In personal-injury cases (i.e. claims usually based on someone’s wrongful conduct), the lawyer receives a percentage of the settlement or judgment amount obtained for the client.
In Workers’ Compensation cases, fees are paid in one of two ways. The lawyer receives 25 percent of a settlement or of the increase in benefits obtained up to a specified limit. On denied claims, the judge or the Workers’ Compensation Board will award an attorney fee amount based on criteria such as the complexity of the case, time spent on the case, amount of benefits in question, and the risk of losing. This fee is awarded only if the lawyer succeeds in overturning a denial of benefits to the worker.
The attorney who succeeds in obtaining a reversal of a Social Security disability denial is entitled to 25 percent of the past due disability benefits, up to a maximum of $4,000. This fee structure and ceiling is set by Social Security law.
Attorney fees are for the professional services of the attorney only; and, of course, must cover all the overhead, staff salaries, etc. of the law office.

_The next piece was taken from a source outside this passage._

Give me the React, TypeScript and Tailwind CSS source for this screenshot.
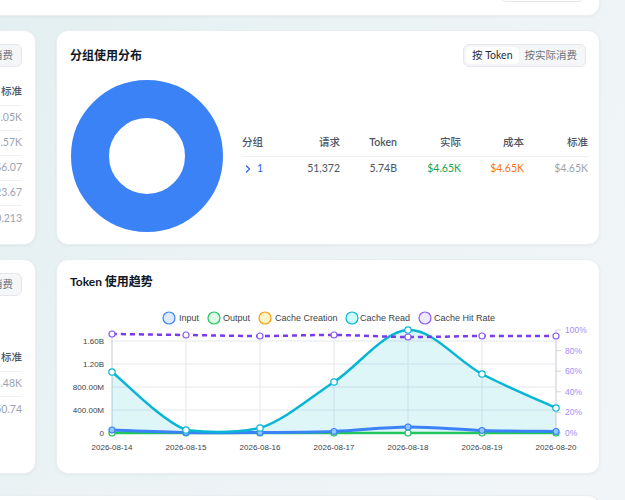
import { ChevronRight } from "lucide-react";

const FONT = "font-['Lato','Noto_Sans_CJK_SC',sans-serif]";

const XS = [42, 116, 190, 264, 338, 412, 486];
const DATES = ["2026-08-14", "2026-08-15", "2026-08-16", "2026-08-17", "2026-08-18", "2026-08-19", "2026-08-20"];
const cacheRead = [71, 129, 127, 81, 29, 73, 107];
const hitRate = [33, 34, 35, 34, 36, 35, 35];
const input = [129, 131.5, 131.5, 130.5, 126, 129.5, 130.5];
const output = [132, 132, 132, 132, 132, 132, 132];

type Pt = [number, number];

// catmull-rom -> bezier, control points kept above the x axis
function smooth(pts: Pt[]) {
  let d = `M${pts[0][0]},${pts[0][1]}`;
  for (let i = 0; i < pts.length - 1; i++) {
    const p0 = pts[i - 1] || pts[i];
    const p1 = pts[i];
    const p2 = pts[i + 1];
    const p3 = pts[i + 2] || p2;
    const c1x = p1[0] + (p2[0] - p0[0]) / 6;
    const c1y = Math.min(p1[1] + (p2[1] - p0[1]) / 6, 132);
    const c2x = p2[0] - (p3[0] - p1[0]) / 6;
    const c2y = Math.min(p2[1] - (p3[1] - p1[1]) / 6, 132);
    d += ` C${c1x},${c1y} ${c2x},${c2y} ${p2[0]},${p2[1]}`;
  }
  return d;
}

const pts = (ys: number[]): Pt[] => ys.map((y, i) => [XS[i], y]);

function Toggle() {
  return (
    <div className="flex h-[23px] items-center rounded-md border border-[#e5e7eb] bg-[#f5f6f8] p-[2px] text-[10.5px]">
      <div className="flex h-full items-center rounded bg-white px-[6px] text-[#1f2937] shadow-[0_0_1px_rgba(0,0,0,0.08)]">按 Token</div>
      <div className="flex h-full items-center px-[6px] text-[#6b7280]">按实际消费</div>
    </div>
  );
}

function TrendChart() {
  const legend = [
    { label: "Input", cx: 99, tx: 109, stroke: "#3b82f6", fill: "#dbeafe" },
    { label: "Output", cx: 144, tx: 153, stroke: "#22c55e", fill: "#dcfce7" },
    { label: "Cache Creation", cx: 195, tx: 205, stroke: "#f59e0b", fill: "#fef3c7" },
    { label: "Cache Read", cx: 282, tx: 290, stroke: "#06b6d4", fill: "#cffafe" },
    { label: "Cache Hit Rate", cx: 355, tx: 364, stroke: "#8b5cf6", fill: "#ede9fe" },
  ];
  const leftLabels: [string, number][] = [["1.60B", 40], ["1.20B", 63], ["800.00M", 86], ["400.00M", 109], ["0", 132]];
  const rightLabels: [string, number][] = [["100%", 29], ["80%", 49.6], ["60%", 70.2], ["40%", 90.8], ["20%", 111.4], ["0%", 132]];
  const readPath = smooth(pts(cacheRead));
  return (
    <svg width="518" height="160" viewBox="0 0 518 160" className="mt-[10px] block" fontFamily="'Liberation Sans', Arial, sans-serif">
      {legend.map(l => (
        <g key={l.label}>
          <circle cx={l.cx} cy={17} r={6} fill={l.fill} stroke={l.stroke} strokeWidth={1.2} />
          <text x={l.tx} y={20} fontSize={9} fill="#3f3f46">{l.label}</text>
        </g>
      ))}
      {[40, 63, 86, 109].map(y => (
        <line key={y} x1={42} x2={486} y1={y} y2={y} stroke="#e5e7eb" strokeWidth={1} />
      ))}
      {XS.map(x => (
        <line key={x} x1={x} x2={x} y1={29} y2={136} stroke="#e5e7eb" strokeWidth={1} />
      ))}
      <line x1={42} x2={42} y1={29} y2={132} stroke="#d1d5db" />
      <line x1={486} x2={486} y1={29} y2={132} stroke="#d1d5db" />
      <line x1={42} x2={486} y1={132} y2={132} stroke="#d1d5db" />
      {rightLabels.map(([, y]) => (
        <line key={y} x1={486} x2={491} y1={y} y2={y} stroke="#d1d5db" />
      ))}
      {leftLabels.map(([t, y]) => (
        <text key={t} x={34} y={y + 3} fontSize={8} fill="#3f3f46" textAnchor="end">{t}</text>
      ))}
      {rightLabels.map(([t, y]) => (
        <text key={t} x={495} y={y + 3} fontSize={8.5} fill="#a78bfa">{t}</text>
      ))}
      {DATES.map((d, i) => (
        <text key={d} x={XS[i]} y={149} fontSize={8} fill="#3f3f46" textAnchor="middle">{d}</text>
      ))}

      <path d={`${readPath} L486,132 L42,132 Z`} fill="#06b6d4" fillOpacity={0.13} />
      <path d={smooth(pts(output))} fill="none" stroke="#f59e0b" strokeWidth={2} />
      <path d={smooth(pts(output))} fill="none" stroke="#22c55e" strokeWidth={2.5} />
      <path d={smooth(pts(input))} fill="none" stroke="#3b82f6" strokeWidth={3} />
      <path d={readPath} fill="none" stroke="#06b6d4" strokeWidth={2.5} />
      <path d={smooth(pts(hitRate))} fill="none" stroke="#7c3aed" strokeWidth={2.5} strokeDasharray="5 4" />

      {XS.map((x, i) => (
        <g key={x}>
          <circle cx={x} cy={output[i]} r={3} fill="#fff" stroke="#22c55e" strokeWidth={1.2} />
          <circle cx={x} cy={input[i]} r={3} fill="#93c5fd" stroke="#3b82f6" strokeWidth={1.2} />
          <circle cx={x} cy={cacheRead[i]} r={3.2} fill="#fff" stroke="#06b6d4" strokeWidth={1.2} />
          <circle cx={x} cy={hitRate[i]} r={3} fill="#fff" stroke="#8b5cf6" strokeWidth={1.2} />
        </g>
      ))}
    </svg>
  );
}

function SideTable({ rows, gap }: { rows: string[]; gap: string }) {
  return (
    <div className="flex h-full w-full flex-col items-end pl-[14px] pr-[13px] pt-[13px]">
      <Toggle />
      <div className={`${gap} flex w-[200px] flex-col text-[10.5px]`}>
        <div className="flex h-[25px] justify-end border-b border-[#eef0f2] font-medium leading-[20px] text-[#4b5563]">标准</div>
        {rows.map((r, i) => (
          <div
            key={r}
            className={`flex h-[25px] items-center justify-end text-[#9ca3af] ${i < rows.length - 1 ? "border-b border-[#eef0f2]" : ""}`}
          >
            {r}
          </div>
        ))}
      </div>
    </div>
  );
}

const card = "rounded-xl bg-white border border-[#e9eef0] shadow-[0_1px_3px_rgba(15,23,42,0.05)]";

export default function App() {
  return (
    <div className={`${FONT} h-[500px] w-[625px] overflow-hidden bg-[linear-gradient(120deg,#e3eff0_0%,#ecf3f5_45%,#f2f5f8_100%)]`}>
      <div className="ml-[-264px] flex w-[864px] flex-col">
        {/* top card, mostly scrolled away */}
        <div className={`${card} mt-[-44px] flex h-[60px] items-end justify-end pb-[13px] pr-[15px]`}>
          <div className="h-[23px] w-[84px] rounded-md border border-[#e5e7eb] bg-white" />
        </div>

        <div className="mt-[14px] flex h-[215px] gap-[20px]">
          <div className={`${card} w-[300px]`}>
            <SideTable rows={["$3.05K", "$1.57K", "$6.07", "$23.67", "$0.213"]} gap="mt-[14px]" />
          </div>

          <div className={`${card} flex w-[544px] flex-col px-[13px] pt-[13px]`}>
            <div className="flex h-[23px] items-center justify-between">
              <div className="text-[12px] font-bold text-[#111827]">分组使用分布</div>
              <Toggle />
            </div>
            <div className="mt-[13px] flex items-center">
              <svg width="152" height="152" viewBox="0 0 152 152" className="ml-px shrink-0">
                <circle cx="76" cy="76" r="57" fill="none" stroke="#3b82f6" strokeWidth="38" />
              </svg>
              <div className="ml-[19px] flex flex-col text-[10.5px] text-[#4b5563]">
                <div className="grid h-[25px] grid-cols-[42px_56px_57px_64px_63px_64px] border-b border-[#eef0f2] font-medium leading-[20px]">
                  <span>分组</span>
                  <span className="text-right">请求</span>
                  <span className="text-right font-semibold">Token</span>
                  <span className="text-right">实际</span>
                  <span className="text-right">成本</span>
                  <span className="text-right">标准</span>
                </div>
                <div className="grid h-[23px] grid-cols-[42px_56px_57px_64px_63px_64px] items-center">
                  <span className="flex items-center gap-[3px] text-[#2563eb]">
                    <ChevronRight className="h-3 w-3" strokeWidth={2.5} />1
                  </span>
                  <span className="text-right">51,372</span>
                  <span className="text-right">5.74B</span>
                  <span className="text-right text-[#16a34a]">$4.65K</span>
                  <span className="text-right text-[#f97316]">$4.65K</span>
                  <span className="text-right text-[#9ca3af]">$4.65K</span>
                </div>
              </div>
            </div>
          </div>
        </div>

        <div className="mt-[14px] flex h-[215px] gap-[20px]">
          <div className={`${card} w-[300px]`}>
            <SideTable rows={["$4.48K", "$50.74"]} gap="mt-[51px]" />
          </div>

          <div className={`${card} flex w-[544px] flex-col px-[13px] pt-[13px]`}>
            <div className="h-[18px] text-[12px] font-bold leading-[18px] text-[#111827]">Token 使用趋势</div>
            <TrendChart />
          </div>
        </div>

        <div className={`${card} mt-[21px] h-[60px]`} />
      </div>
    </div>
  );
}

Costs are the expenses of pursuing a legal claim. The costs of a case have nothing to do with the attorney fees and are ultimately borne by the client.
If the case is successful, the costs of the case will be subtracted from the client’s recovery (that is, the settlement, judgment or benefit award). If the case is not successful, the client is still legally responsible for these expenses.

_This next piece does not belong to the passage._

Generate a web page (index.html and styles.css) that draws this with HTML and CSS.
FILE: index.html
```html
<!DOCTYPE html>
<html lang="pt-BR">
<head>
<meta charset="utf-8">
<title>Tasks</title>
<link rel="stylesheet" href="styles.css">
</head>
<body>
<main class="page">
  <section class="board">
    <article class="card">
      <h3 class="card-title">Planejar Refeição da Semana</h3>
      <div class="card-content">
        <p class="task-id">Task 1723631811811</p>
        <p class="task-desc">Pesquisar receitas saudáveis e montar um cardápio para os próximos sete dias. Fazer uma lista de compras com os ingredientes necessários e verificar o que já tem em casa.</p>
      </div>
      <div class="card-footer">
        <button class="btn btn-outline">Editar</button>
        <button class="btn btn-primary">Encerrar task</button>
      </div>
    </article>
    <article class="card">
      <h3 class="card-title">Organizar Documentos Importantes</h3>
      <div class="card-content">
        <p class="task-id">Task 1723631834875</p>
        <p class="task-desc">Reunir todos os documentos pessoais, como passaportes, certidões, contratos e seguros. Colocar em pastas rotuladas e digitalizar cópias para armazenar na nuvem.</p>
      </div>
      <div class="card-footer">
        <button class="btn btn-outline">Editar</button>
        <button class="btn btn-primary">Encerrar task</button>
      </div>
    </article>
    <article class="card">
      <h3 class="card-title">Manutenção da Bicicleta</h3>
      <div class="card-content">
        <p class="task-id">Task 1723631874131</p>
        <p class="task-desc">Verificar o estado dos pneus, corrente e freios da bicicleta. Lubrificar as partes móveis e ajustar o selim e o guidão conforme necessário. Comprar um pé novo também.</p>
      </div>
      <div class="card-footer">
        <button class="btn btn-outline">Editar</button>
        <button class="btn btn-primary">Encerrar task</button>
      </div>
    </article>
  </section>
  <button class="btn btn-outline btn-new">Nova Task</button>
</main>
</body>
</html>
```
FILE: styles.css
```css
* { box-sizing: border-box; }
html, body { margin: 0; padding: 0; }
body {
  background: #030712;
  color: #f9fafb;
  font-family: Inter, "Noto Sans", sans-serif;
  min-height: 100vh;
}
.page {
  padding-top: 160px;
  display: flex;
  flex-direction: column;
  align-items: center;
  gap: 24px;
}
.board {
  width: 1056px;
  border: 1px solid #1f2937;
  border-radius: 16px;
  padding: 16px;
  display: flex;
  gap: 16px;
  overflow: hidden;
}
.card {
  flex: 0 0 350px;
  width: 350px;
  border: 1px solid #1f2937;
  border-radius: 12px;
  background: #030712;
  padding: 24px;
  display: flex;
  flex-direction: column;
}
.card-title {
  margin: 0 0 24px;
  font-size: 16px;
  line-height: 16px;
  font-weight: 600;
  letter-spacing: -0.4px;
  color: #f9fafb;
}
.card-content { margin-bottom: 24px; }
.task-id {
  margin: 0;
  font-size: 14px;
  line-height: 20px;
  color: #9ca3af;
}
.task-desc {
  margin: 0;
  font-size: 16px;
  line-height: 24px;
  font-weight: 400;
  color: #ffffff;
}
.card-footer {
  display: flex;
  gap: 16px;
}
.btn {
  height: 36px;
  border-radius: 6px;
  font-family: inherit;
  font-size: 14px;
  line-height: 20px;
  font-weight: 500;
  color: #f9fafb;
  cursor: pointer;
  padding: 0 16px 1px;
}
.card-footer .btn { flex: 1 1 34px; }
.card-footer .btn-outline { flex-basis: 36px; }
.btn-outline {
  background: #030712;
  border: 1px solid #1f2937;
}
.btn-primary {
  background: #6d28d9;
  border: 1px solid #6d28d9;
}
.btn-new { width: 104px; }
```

The costs include charges for medical records, paying doctors for statements and reports, and paying doctors’ fees for depositions or testifying in court. Other costs are court filing fees, charges for other expert witnesses and outside investigations, as needed, and other miscellaneous expenses.
In Workers’ Compensation cases, the insurance company pays for doctors’ records and statements; however, this does not happen in personal-injury and Social Security cases.
For a simple, uncomplicated personal-injury claim, the costs of going to court can average between $2,000 and $4,000.
In extreme cases – such as that described in the best-selling, nonfiction account A Civil Action by Jonathan Harr – proper preparation and presentation of the personal-injury (and wrongful death) case in trial may result in costs well into the hundreds of thousands of dollars. These cases might involve product liability (e.g., Pinto gas tanks, Toyota rollovers, etc.) or other cases with huge damage claims, involving injuries to many persons.
Medical bills resulting from the incident in dispute are almost always paid for in their entirety in a successful personal-injury case. In successful Workers’ Compensation cases, medical bills are paid according to fee schedules and as provided for under the Workers’ Compensation laws. Medical bills are not paid as part of Social Security disability benefits. However, successful Social Security disability claimants qualify for Medicare, after a waiting period. Also, disabled claimants eligible for Supplemental Security income (SSI) receive Medicaid immediately.
Even where personal injury, Workers’ Compensation and disability claims are unsuccessful, “back up” health, injury or disability insurance may be available to help with medical bills.
The costs of a legal dispute – which in most cases is not the fault of the injured or disabled person, and takes him or her by surprise – are a different story. They are always borne by the patient/client. Attorney fees are always contingent upon the outcome of the claim.
This article was prepared by Robert L. Chapman.